Bova bought property on Isle of Palms in 1992 — a fixer-upper that needed lots of help, thanks to Hurricane Hugo. She kept the house when she was posted to Portsmouth, Virginia, finally returning to the Low - country with her adopted daughter, Liann, when she retired from the NNC in 1998 with over 25 years of service.
Bova has since worked for two decades at Roper Hospital, MUSC and Trident Tech while pursuing hobbies in singing and dragon boat racing. Motherhood has meant sharing her enthusiasm and organizational skills as a troop leader for the Girl Scouts and as officer for the Charleston School of the Arts Booster Club, where her daughter majored in violin. “My Navy ‘family’ helped me raise my daughter,” Bova says. Liann, now majoring in nursing at the University of South Carolina, “will introduce my Navy Nurse friends as her Navy Nurse family.”
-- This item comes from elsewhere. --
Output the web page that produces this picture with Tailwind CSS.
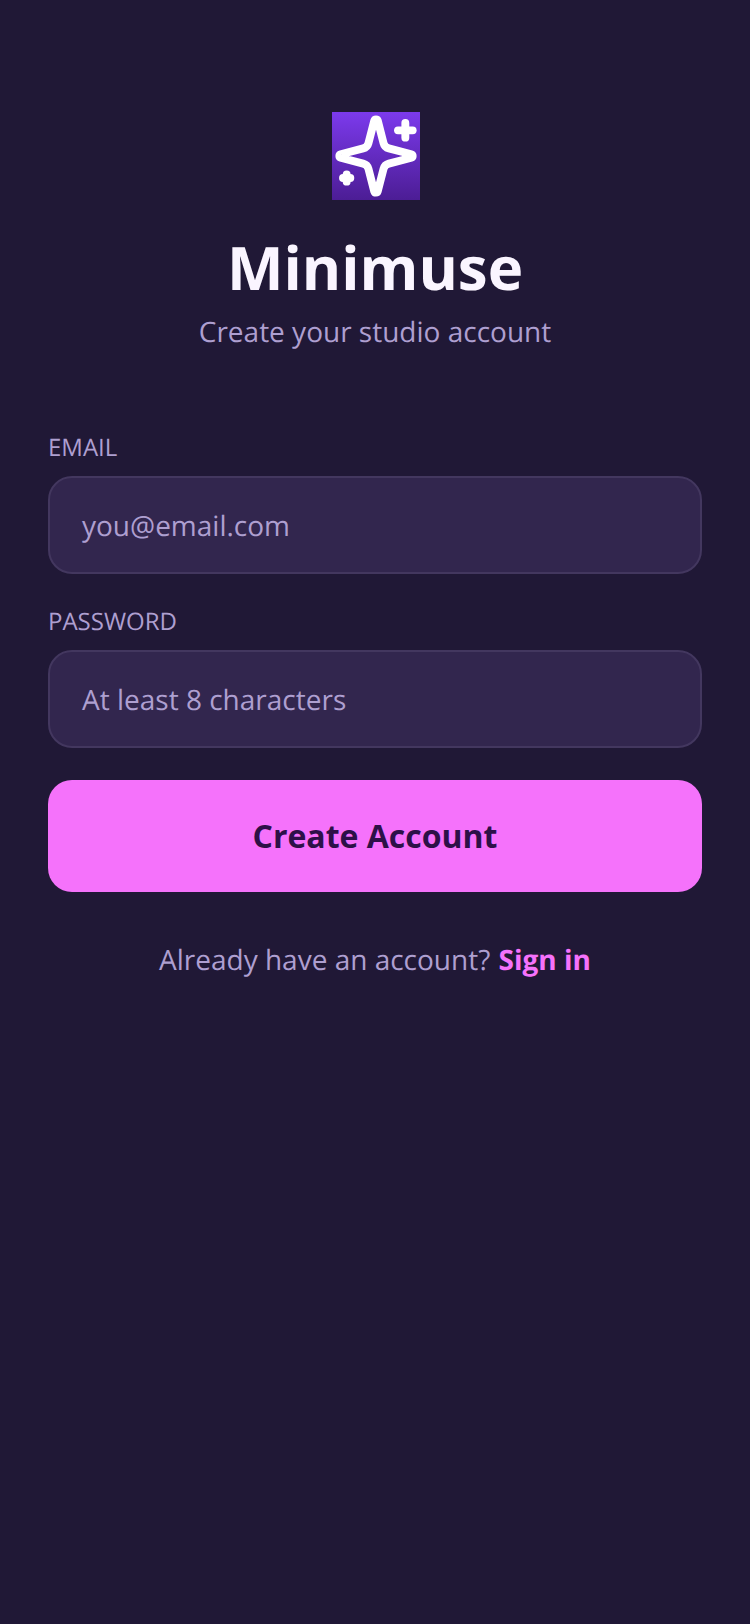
<!doctype html>
<html>
<head>
<meta charset="utf-8">
<script src="https://cdn.jsdelivr.net/npm/@tailwindcss/browser@4"></script>
</head>
<body class="bg-[#201836] font-['Open_Sans',sans-serif] antialiased [text-rendering:geometricPrecision]">
<main class="w-[750px] h-[1624px] px-12 pt-28 flex flex-col">
  <div class="flex flex-col items-center">
    <div class="ml-[2px] w-[88px] h-[88px] bg-gradient-to-b from-[#7c3aed] to-[#4c1d95]">
      <svg width="88" height="88" viewBox="0 0 24 24" fill="none" stroke="white" stroke-width="2.15" stroke-linecap="round" stroke-linejoin="round">
        <path d="M9.937 15.5A2 2 0 0 0 8.5 14.063l-6.135-1.582a.5.5 0 0 1 0-.962L8.5 9.936A2 2 0 0 0 9.937 8.5l1.582-6.135a.5.5 0 0 1 .963 0L14.063 8.5A2 2 0 0 0 15.5 9.937l6.135 1.581a.5.5 0 0 1 0 .964L15.5 14.063a2 2 0 0 0-1.437 1.437l-1.582 6.135a.5.5 0 0 1-.963 0z"/>
        <path d="M20 3v4"/>
        <path d="M22 5h-4"/>
        <path d="M4 17v2"/>
        <path d="M5 18H3"/>
      </svg>
    </div>
    <h1 class="mt-[31px] text-[60px] leading-[72px] font-bold text-[#faf5ff]">Minimuse</h1>
    <p class="mt-[10px] text-[28px] leading-[38px] text-[#ae9fd0]">Create your studio account</p>
  </div>
  <form class="mt-[81px] flex flex-col">
    <label class="text-[24px] leading-[32px] text-[#ae9fd0]">EMAIL</label>
    <div class="mt-3 h-[98px] rounded-3xl border-2 border-[#43375f] bg-[#32264e] px-8 pt-[2px] flex items-center text-[28px] text-[#ae9fd0]">you@email.com</div>
    <label class="mt-8 text-[24px] leading-[32px] text-[#ae9fd0]">PASSWORD</label>
    <div class="mt-3 h-[98px] rounded-3xl border-2 border-[#43375f] bg-[#32264e] px-8 pt-[2px] flex items-center text-[28px] text-[#ae9fd0]">At least 8 characters</div>
    <button type="button" class="mt-8 h-[112px] rounded-3xl bg-[#f572fb] text-[32px] font-bold text-[#2d1048]">Create Account</button>
  </form>
  <p class="mt-[49px] text-center text-[28px] leading-[38px] text-[#ae9fd0]">Already have an account? <span class="ml-px font-bold text-[#f572fb]">Sign in</span></p>
</main>
</body>
</html>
Southerland never planned to settle here, but over the years, she invested in real estate as she moved. When she needed a home for her sailboat, “Serenity,” a joint property and boat slip at Wild Dunes fit the bill. The place grew on her, and when she retired after 30 years, she quickly found other outlets for her energy, including the Turtle Team, tower bell ringing at Stella Maris, golf, service in the Coast Guard Auxiliary, and ticket management for the Family Circle Cup (now Volvo Car Open) tennis tournament.
Southerland’s love of sailing never ebbed. She tells tales of crewing for friends with sailboats as they moved along the coast and even across oceans. Ten years ago, she talked some of her neighboring boat owners into starting the Wild Dunes Yacht Club, which combines education and socializing on sea and shore. She proudly reports the initial group of 20 has grown to just under 200 members in 2016.
Daehn similarly wanted an active retirement with friends nearby, and Charleston fit the bill. Retiring with 29 years of service in 2002, she used her newfound free time to explore volunteer opportunities with organizations like the Turtle Team. “It tuned me in to the wildlife and natural beauty of our barrier islands,” she says, noting that she also works with the Charleston Horticultural Society’s annual plant sale, Plantasia. Additionally, she volunteers 16 hours a week with the Charleston Friends of the Library, having served on its board and in leadership roles over the years. She fills in her remaining time with travel and involvement in the national and Palmetto Chapter of the Navy Nurse Corps Association.”
Widhalm, who always wanted to be stationed in Charleston, was “absolutely thrilled” when she finished her Executive Officer tour in Guam and was selected for Command at the Charleston Naval Hospital. She retired in 2006 with 31 years of service and now lives in Wild Dunes, where she volunteers with Hospice of Charleston, plays golf, sails, sings in the Stella Maris choir, and gives special love and attention to her dog sitting charges. Widhalm also champions the NNCA, for which she was a charter member: “I was ‘married’ to the Navy. I gave most of my time to my job and whatever the organization needed.”
Far from widowing these nurses at retirement, the NNCA advocates for retired and active duty nurses, collects stories of veterans and celebrates the contributions of nurses in the military.
All four are involved in the organization’s local and national leadership. Through their work with the NNCA and beyond, the Navy values of Pride, Patriotism, Integrity, Discipline and Camaraderie continue for Bova, Daehn, Southerland and Widhalm. Their equally active and adventurous lives prove their lifelong mission of service and leadership.